The Most Difficult Thing by Charlotte Philby (Borough Press, $A29.99, £12.99)
The Most Difficult Thing is an engaging debut by the granddaughter of notorious Russian double agent, Kim Philby.
Straddling the line between domestic suspense and spy novel, it is a very personal story largely devoid of the professional and tradecraft detail that usually accompanies tales of espionage. The book opens with successful magazine editor Anna Witherall planning to abandon her husband, David the heir to a prosperous business tycoon, and her twin daughters whilst on a supposed business trip to Greece. It is a heart wrenching decision, but you get the sense in those first few pages that Anna has little choice. Gradually as the book moves between London, the Greek Islands and the Maldives we learn through flashbacks of the build-up to that decision and of Anna’s dangerous descent into the spying that led to it.

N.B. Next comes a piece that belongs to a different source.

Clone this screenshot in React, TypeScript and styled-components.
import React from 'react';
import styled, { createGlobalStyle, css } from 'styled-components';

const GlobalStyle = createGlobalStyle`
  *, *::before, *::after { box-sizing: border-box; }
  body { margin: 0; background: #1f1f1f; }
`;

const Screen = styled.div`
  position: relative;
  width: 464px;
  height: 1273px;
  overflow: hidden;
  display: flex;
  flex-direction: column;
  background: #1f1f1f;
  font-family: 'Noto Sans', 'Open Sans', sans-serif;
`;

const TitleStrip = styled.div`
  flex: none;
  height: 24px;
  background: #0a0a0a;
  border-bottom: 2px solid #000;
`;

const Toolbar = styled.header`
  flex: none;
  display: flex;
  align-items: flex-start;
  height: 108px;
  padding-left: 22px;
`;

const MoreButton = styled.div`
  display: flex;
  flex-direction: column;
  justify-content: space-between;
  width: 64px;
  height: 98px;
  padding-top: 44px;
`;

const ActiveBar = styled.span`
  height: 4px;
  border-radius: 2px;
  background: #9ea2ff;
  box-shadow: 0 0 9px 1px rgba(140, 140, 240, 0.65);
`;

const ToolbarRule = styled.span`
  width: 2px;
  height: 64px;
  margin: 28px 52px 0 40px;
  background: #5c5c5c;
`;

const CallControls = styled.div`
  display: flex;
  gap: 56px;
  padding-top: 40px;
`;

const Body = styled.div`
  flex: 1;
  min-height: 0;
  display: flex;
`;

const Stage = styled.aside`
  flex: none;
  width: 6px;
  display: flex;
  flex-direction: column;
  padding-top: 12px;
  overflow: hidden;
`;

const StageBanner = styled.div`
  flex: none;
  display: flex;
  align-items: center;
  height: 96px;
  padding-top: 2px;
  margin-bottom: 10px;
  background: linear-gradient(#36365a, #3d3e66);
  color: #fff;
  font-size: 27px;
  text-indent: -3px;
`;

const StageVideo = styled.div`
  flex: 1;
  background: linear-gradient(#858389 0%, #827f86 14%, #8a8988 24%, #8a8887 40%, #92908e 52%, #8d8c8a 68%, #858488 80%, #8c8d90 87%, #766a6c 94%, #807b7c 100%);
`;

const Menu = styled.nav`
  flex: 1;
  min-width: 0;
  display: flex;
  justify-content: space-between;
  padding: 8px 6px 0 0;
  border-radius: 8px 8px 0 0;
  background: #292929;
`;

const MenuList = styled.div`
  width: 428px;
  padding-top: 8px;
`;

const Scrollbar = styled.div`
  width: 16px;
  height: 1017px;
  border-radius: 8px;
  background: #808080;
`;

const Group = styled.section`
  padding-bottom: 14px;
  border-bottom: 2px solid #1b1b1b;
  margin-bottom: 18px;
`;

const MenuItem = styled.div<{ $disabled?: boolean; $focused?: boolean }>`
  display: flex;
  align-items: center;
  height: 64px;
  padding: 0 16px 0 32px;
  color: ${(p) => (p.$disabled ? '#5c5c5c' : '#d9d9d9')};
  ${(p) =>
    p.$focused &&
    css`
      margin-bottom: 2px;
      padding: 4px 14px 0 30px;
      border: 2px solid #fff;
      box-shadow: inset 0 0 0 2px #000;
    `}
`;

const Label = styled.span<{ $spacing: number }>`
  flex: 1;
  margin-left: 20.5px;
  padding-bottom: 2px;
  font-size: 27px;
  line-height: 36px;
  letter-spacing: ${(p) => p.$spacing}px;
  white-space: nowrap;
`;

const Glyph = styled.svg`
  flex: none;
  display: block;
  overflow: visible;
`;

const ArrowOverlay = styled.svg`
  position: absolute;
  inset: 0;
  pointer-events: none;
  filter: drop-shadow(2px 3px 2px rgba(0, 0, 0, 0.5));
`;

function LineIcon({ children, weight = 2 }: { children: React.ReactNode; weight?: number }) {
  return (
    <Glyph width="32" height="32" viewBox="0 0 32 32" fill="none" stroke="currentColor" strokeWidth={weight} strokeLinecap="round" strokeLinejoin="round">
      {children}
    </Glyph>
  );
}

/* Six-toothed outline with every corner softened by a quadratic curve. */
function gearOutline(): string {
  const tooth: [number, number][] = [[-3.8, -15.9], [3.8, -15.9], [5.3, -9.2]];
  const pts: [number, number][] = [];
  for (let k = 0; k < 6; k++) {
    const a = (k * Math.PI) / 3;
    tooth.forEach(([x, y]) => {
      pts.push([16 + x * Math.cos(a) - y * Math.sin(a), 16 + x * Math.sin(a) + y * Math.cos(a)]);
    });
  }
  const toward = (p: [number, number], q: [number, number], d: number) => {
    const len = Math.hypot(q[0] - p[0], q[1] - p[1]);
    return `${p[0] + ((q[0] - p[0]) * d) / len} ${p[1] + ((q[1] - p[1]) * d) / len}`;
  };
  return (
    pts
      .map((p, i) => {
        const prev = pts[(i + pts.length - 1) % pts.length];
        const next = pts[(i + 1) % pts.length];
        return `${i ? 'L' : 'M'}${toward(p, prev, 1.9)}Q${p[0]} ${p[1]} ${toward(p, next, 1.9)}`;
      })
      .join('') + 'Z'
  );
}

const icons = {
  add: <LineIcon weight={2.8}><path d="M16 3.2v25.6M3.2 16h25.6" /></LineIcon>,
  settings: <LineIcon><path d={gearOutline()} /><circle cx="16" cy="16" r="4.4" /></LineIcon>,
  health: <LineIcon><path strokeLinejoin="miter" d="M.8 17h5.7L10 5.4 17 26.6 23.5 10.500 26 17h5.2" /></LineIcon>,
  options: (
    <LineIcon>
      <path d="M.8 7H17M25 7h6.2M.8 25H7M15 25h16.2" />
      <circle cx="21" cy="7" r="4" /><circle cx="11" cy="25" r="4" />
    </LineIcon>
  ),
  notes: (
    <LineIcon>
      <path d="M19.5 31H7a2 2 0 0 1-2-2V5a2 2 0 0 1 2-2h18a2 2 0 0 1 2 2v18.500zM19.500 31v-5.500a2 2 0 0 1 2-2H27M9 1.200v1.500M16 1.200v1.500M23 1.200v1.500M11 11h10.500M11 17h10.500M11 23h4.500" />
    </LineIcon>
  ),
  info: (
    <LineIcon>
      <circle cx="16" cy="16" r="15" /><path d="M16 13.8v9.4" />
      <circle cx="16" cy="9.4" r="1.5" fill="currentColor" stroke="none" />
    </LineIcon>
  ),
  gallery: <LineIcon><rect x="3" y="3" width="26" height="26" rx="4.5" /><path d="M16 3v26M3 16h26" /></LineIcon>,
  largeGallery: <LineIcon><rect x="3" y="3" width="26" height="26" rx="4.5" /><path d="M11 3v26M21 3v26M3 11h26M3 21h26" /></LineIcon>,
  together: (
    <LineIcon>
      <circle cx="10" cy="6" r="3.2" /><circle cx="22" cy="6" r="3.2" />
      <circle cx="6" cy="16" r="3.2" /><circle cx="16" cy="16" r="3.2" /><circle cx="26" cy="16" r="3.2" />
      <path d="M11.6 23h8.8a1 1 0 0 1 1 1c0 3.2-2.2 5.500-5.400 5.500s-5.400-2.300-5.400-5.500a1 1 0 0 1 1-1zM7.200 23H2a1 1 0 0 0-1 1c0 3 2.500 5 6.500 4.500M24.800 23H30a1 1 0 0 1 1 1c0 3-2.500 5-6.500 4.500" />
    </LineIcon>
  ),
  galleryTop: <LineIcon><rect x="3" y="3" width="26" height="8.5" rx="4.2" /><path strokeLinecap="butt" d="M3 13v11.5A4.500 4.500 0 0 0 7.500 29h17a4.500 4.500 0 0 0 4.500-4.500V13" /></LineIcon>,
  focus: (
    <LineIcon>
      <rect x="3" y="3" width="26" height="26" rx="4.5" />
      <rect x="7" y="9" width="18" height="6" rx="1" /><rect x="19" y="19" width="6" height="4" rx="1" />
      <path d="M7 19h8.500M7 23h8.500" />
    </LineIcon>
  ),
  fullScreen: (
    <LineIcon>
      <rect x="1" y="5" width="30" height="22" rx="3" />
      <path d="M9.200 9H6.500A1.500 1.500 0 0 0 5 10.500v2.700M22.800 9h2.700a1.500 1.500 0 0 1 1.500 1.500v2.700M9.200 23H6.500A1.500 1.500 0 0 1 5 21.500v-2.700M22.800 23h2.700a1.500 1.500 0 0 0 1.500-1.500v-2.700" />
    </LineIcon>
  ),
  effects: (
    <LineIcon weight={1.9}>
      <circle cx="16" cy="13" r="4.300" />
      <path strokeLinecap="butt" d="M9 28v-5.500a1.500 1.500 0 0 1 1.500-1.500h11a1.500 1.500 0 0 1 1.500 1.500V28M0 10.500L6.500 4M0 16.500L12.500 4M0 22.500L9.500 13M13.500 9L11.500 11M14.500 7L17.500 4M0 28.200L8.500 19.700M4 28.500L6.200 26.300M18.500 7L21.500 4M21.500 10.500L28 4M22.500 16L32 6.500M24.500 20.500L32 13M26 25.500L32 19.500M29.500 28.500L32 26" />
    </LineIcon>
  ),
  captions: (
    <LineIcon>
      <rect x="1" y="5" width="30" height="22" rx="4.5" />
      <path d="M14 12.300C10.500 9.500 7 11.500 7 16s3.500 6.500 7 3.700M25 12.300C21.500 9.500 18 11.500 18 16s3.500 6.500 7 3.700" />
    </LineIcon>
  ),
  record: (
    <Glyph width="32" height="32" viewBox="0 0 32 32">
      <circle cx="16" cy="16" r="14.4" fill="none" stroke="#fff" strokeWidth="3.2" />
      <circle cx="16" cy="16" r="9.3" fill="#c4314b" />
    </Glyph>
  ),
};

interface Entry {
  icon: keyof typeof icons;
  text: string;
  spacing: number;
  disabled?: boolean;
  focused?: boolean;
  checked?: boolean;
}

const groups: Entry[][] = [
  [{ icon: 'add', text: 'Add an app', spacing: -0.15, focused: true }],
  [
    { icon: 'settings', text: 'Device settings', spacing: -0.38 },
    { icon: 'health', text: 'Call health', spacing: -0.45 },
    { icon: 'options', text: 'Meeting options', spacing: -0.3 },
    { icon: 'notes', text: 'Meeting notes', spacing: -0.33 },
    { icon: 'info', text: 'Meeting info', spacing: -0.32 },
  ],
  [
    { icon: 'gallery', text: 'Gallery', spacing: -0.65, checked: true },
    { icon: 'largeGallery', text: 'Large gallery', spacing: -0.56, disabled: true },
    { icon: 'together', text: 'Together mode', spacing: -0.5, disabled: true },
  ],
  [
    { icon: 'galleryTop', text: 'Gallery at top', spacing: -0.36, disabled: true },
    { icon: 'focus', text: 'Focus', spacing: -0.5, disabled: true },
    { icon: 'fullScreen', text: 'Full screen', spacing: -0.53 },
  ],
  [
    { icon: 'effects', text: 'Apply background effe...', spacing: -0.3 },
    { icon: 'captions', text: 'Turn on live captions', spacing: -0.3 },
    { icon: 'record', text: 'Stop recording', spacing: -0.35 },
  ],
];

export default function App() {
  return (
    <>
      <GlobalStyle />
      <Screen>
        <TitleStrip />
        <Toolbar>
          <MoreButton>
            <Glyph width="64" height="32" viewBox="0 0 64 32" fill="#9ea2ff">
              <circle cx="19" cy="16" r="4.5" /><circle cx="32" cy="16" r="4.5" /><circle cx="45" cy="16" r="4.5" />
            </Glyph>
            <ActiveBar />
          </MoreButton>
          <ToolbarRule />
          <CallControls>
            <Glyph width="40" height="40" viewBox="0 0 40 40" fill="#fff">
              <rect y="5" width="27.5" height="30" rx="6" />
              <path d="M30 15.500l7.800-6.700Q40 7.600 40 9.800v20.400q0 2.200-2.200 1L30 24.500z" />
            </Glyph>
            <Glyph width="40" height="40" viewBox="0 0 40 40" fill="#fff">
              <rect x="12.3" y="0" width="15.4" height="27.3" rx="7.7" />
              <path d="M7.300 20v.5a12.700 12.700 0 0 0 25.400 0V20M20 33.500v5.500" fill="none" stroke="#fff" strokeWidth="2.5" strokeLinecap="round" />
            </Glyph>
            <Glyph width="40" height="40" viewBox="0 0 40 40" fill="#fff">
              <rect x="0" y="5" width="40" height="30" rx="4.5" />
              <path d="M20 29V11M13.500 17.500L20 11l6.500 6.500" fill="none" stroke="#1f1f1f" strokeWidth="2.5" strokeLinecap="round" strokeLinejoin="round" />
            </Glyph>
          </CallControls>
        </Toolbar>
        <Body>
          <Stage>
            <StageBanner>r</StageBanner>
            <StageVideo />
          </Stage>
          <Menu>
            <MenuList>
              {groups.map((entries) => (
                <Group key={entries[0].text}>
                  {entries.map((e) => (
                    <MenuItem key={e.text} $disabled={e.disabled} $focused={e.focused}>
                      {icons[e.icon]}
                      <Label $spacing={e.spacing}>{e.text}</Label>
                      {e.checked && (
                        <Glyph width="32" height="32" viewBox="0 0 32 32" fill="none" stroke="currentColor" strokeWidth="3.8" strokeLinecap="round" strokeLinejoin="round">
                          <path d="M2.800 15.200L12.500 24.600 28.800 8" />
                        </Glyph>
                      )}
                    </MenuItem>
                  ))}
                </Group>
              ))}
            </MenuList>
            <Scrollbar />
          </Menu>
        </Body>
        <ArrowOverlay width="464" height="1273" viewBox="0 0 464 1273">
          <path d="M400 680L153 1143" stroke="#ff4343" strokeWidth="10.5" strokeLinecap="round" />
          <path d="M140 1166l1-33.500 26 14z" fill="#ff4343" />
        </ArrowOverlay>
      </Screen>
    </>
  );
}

It would not be fair to reveal more of the plot here, as Philby only gradually doles out the snippets of information that reveal what is going on. Instead of telling all upfront, she gradually draws us into Anna’s story making the reader become interested in her plight and then twisting and turning the story in unexpected directions. For the first hundred pages, or so, the story is told solely from Anna’s point of view, but after that Philby introduces a second viewpoint in the form of Maria, who was a childhood friend of David from his time holidaying as a child on the Greek island where she grew up. The story then alternates between Anna and Maria, as they become tangled up in each other’s life.

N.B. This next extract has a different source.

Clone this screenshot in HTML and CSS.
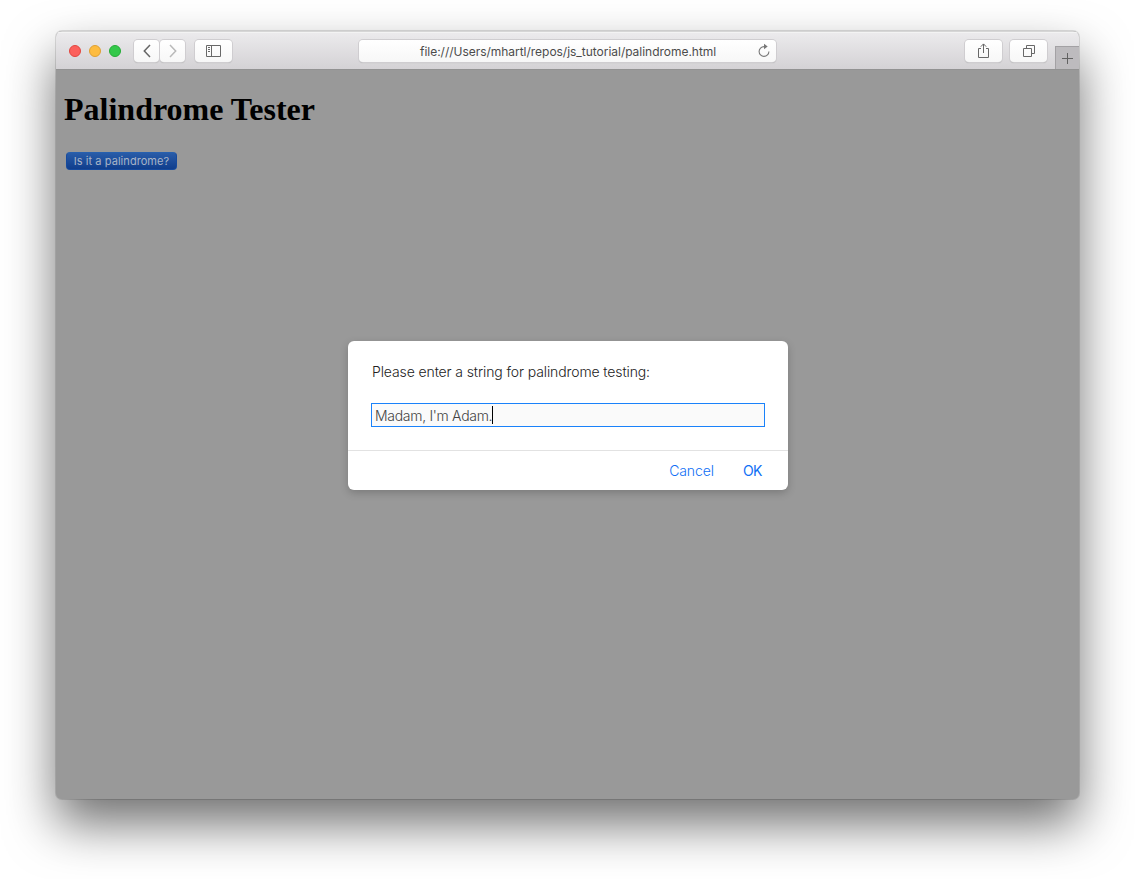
FILE: index.html
```html
<!DOCTYPE html>
<html lang="en">
<head>
<meta charset="utf-8">
<title>Palindrome Tester</title>
<link rel="stylesheet" href="styles.css">
</head>
<body>
<div class="window">
  <header class="toolbar">
    <div class="lights"><span class="light close"></span><span class="light minimize"></span><span class="light expand"></span></div>
    <div class="nav">
      <span class="tool"><svg width="26" height="22" viewBox="0 0 26 22"><path d="M16 5L10.300 11l5.700 6" stroke="#666" stroke-width="1.500"/></svg></span>
      <span class="tool"><svg width="26" height="22" viewBox="0 0 26 22"><path d="M10 5l5.700 6-5.700 6" stroke="#b9b9b9" stroke-width="1.500"/></svg></span>
    </div>
    <span class="tool wide"><svg width="37" height="22" viewBox="0 0 37 22"><path d="M11.500 5.500h14v11h-14zM16.500 5.500v11M13 7.500h2M13 9.500h2M13 11.500h2" stroke="#686868"/></svg></span>
    <div class="address"><span class="url">file:///Users/mhartl/repos/js_tutorial/palindrome.html</span>
      <svg class="reload" width="14" height="16" viewBox="0 0 14 16"><path d="M8 3.600H7A4.900 4.900 0 1 0 11.900 8.500" stroke="#777" stroke-width="1.100"/><path d="M7 .8l3.700 2.800L7 6.200z" fill="#777"/></svg>
    </div>
    <div class="actions">
      <span class="tool wide"><svg width="37" height="22" viewBox="0 0 37 22"><path d="M16 8.500h-2.500v9h10v-9H21M18.500 13V4M15.800 6.700l2.700-2.800 2.700 2.800" stroke="#686868"/></svg></span>
      <span class="tool wide"><svg width="37" height="22" viewBox="0 0 37 22"><path d="M13.500 8.500h8v8h-8zM16.500 8V5.500h8v8H22" stroke="#686868"/></svg></span>
    </div>
    <span class="newtab"><svg width="23" height="22" viewBox="0 0 23 22"><path d="M11.500 6v11M6 11.500h11" stroke="#626262"/></svg></span>
  </header>
  <main class="page">
    <h1 class="title">Palindrome Tester</h1>
    <button class="test"><span class="test-label">Is it a palindrome?</span></button>
    <section class="dialog">
      <div class="dialog-body">
        <p class="prompt"><span class="prompt-text">Please enter a string for palindrome testing:</span></p>
        <div class="field"><span class="value">Madam, I'm Adam.</span><span class="caret"></span></div>
      </div>
      <footer class="dialog-actions"><span class="cancel">Cancel</span><span class="ok">OK</span></footer>
    </section>
  </main>
</div>
</body>
</html>
```
FILE: styles.css
```css
* { box-sizing: border-box; }
body { margin: 0; height: 879px; overflow: hidden; padding: 31px 0 0 56px; background: #fff; font-family: Inter, "Liberation Sans", sans-serif; }
svg { display: block; flex: none; fill: none; }
.window { width: 1023px; height: 768px; border-radius: 6px; background: #999; box-shadow: 0 0 0 1px rgba(0,0,0,.12), 0 25px 50px rgba(0,0,0,.56); display: flex; flex-direction: column; overflow: hidden; }
.toolbar { height: 39px; flex: none; display: flex; align-items: flex-start; padding: 8px 0 0 13px; background: linear-gradient(#ecebed, #d4d2d5); border-top: 1px solid #d6d6d6; border-bottom: 1px solid #929292; box-shadow: inset 0 1px #f3f3f3; }
.lights { display: flex; gap: 8px; padding-top: 5px; width: 65px; }
.light { width: 12px; height: 12px; border-radius: 50%; border: 1px solid #e2463f; background: #fc605c; }
.minimize { background: #fdbc40; border-color: #dfa032; }
.expand { background: #34c84a; border-color: #25ac36; }
.nav { display: flex; gap: 1px; margin-right: 10px; }
.tool { width: 25px; height: 22px; border-radius: 4px; background: linear-gradient(#fff, #f7f7f7); box-shadow: 0 0 0 1px #cfcdd0, 0 1px 1px #aaa; display: flex; justify-content: center; }
.wide { width: 37px; }
.address { width: 417px; height: 22px; margin-left: 127px; border-radius: 4px; background: linear-gradient(#fff, #f7f7f7); box-shadow: 0 0 0 1px #cfcdd0, 0 1px 1px #aaa; display: flex; justify-content: space-between; padding: 0 5px 0 61px; }
.url { font-size: 12px; letter-spacing: -.025px; line-height: 23px; color: #4b4b4b; white-space: nowrap; }
.reload { margin-top: 3px; }
.actions { display: flex; gap: 8px; margin-left: 189px; }
.newtab { width: 24px; height: 23px; margin: 6px 0 0 auto; background: #bdbbbe; border: solid #a3a1a4; border-width: 1px 0 0 1px; }
.page { flex: 1; padding: 21px 8px 0; display: flex; flex-direction: column; }
.title { font: bold 32px/37px "Liberation Serif", serif; margin: 0; color: #000; }
.test { width: 111px; height: 18px; margin: 24px 0 0 2px; padding: 0; border: 1px solid #164a9d; border-top-color: #2760ae; border-radius: 4px; background: linear-gradient(#295ca8, #103e8d); color: #a8b4c7; font: 11px/16px Inter, sans-serif; letter-spacing: .06px; text-align: center; white-space: nowrap; }
.dialog { width: 440px; height: 149px; margin: 171px 0 0 284px; border-radius: 6px; background: #fff; box-shadow: 0 3px 9px rgba(0,0,0,.2); }
.dialog-body { height: 110px; padding: 21px 23px 0; border-bottom: 1px solid #e2e2e2; }
.prompt { margin: 0 0 21px 1px; font-size: 14px; letter-spacing: -.11px; font-weight: 300; line-height: 20px; color: #222; white-space: nowrap; }
.field { width: 394px; height: 24px; display: flex; align-items: center; border: 1px solid #1a82fa; background: #fafafa; padding-left: 3px; font-size: 14px; letter-spacing: -.3px; font-weight: 300; color: #444; }
.caret { width: 1px; height: 18px; background: #000; }
.dialog-actions { display: flex; justify-content: flex-end; gap: 29px; padding: 10px 26px 0 0; font-size: 14px; letter-spacing: -.1px; font-weight: 300; line-height: 20px; color: #0f70f5; }
.ok { font-weight: 400; letter-spacing: -.5px; }
```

In the end it is probably more domestic suspense than spy novel, with the focus largely on Anna’s relationships and her deteriorating mental health. The spy elements are interesting and very modern in their focus, with none of the Cold War antics that engulfed Philby’s grandfather. The ending has some good twists and the final page will leave you thinking.
It is a good story, but there are some slow patches and Anna is a frustrating central character. Her gullibility and helplessness become a bit tiring and only at the end does she show some real strength. Maria is a far more interesting character and it would have been good to see more of her. I am also not sure that all the elements of the plot hold up to close scrutiny.
On positive side, Philby is a very fine writer who captures scenes well and can convey emotions in a beautiful way:
“For a moment, my whole body turns cold and then a little piece of my heart floats away like an iceberg breaking free of the glacier into the abyss.”
In all, an interesting and quite enjoyable domestic, spy fusion.
Four stars out of five.
The Most Difficult Thing has just been released in the United Kingdom and will be released in Australia on 22 July.
Thanks to Harper Collins Australia and the Canberra Weekly for an early copy of the book.